● Exercise: Count how many lines contain the word "this". Please give only the number.

● Provided information:
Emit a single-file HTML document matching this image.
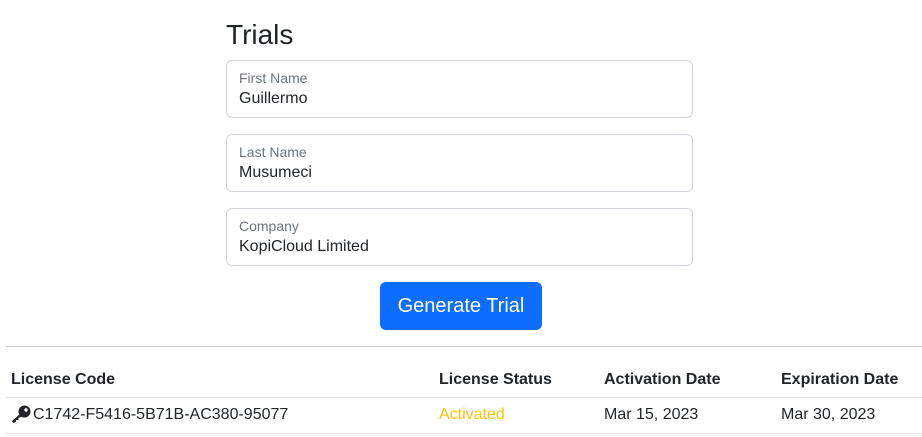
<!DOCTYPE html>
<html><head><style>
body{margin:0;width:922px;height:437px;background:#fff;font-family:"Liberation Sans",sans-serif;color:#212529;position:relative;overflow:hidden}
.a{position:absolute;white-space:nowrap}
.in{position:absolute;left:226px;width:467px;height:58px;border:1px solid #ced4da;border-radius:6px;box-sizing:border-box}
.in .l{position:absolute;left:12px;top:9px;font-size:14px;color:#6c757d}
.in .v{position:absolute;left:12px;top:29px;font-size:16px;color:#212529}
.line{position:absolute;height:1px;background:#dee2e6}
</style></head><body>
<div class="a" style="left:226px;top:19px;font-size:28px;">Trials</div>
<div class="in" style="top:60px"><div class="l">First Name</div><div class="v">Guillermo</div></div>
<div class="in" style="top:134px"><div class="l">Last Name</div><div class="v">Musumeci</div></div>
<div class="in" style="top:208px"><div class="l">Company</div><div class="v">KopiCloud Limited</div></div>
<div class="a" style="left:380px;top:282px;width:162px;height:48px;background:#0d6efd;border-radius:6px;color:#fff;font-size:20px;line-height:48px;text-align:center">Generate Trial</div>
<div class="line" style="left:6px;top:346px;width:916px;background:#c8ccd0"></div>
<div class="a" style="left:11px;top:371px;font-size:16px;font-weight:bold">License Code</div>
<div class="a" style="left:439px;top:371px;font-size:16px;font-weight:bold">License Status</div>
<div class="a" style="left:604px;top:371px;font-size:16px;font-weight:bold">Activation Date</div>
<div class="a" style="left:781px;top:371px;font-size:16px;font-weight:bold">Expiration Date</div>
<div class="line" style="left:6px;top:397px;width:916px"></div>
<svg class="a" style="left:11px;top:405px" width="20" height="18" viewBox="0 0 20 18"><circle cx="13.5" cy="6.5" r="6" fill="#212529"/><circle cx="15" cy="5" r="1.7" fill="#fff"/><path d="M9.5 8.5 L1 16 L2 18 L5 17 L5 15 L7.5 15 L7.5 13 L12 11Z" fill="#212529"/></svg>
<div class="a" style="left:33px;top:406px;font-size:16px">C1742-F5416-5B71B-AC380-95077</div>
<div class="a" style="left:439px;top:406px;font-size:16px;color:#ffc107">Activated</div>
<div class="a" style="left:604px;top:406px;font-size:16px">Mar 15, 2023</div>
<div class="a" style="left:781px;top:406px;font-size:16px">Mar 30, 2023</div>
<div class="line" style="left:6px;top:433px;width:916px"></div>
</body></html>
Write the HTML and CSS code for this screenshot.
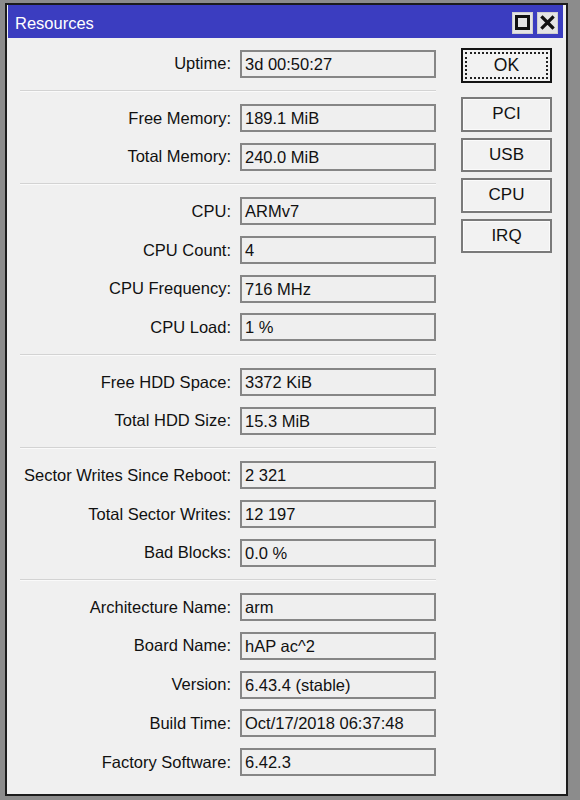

● Solution: 2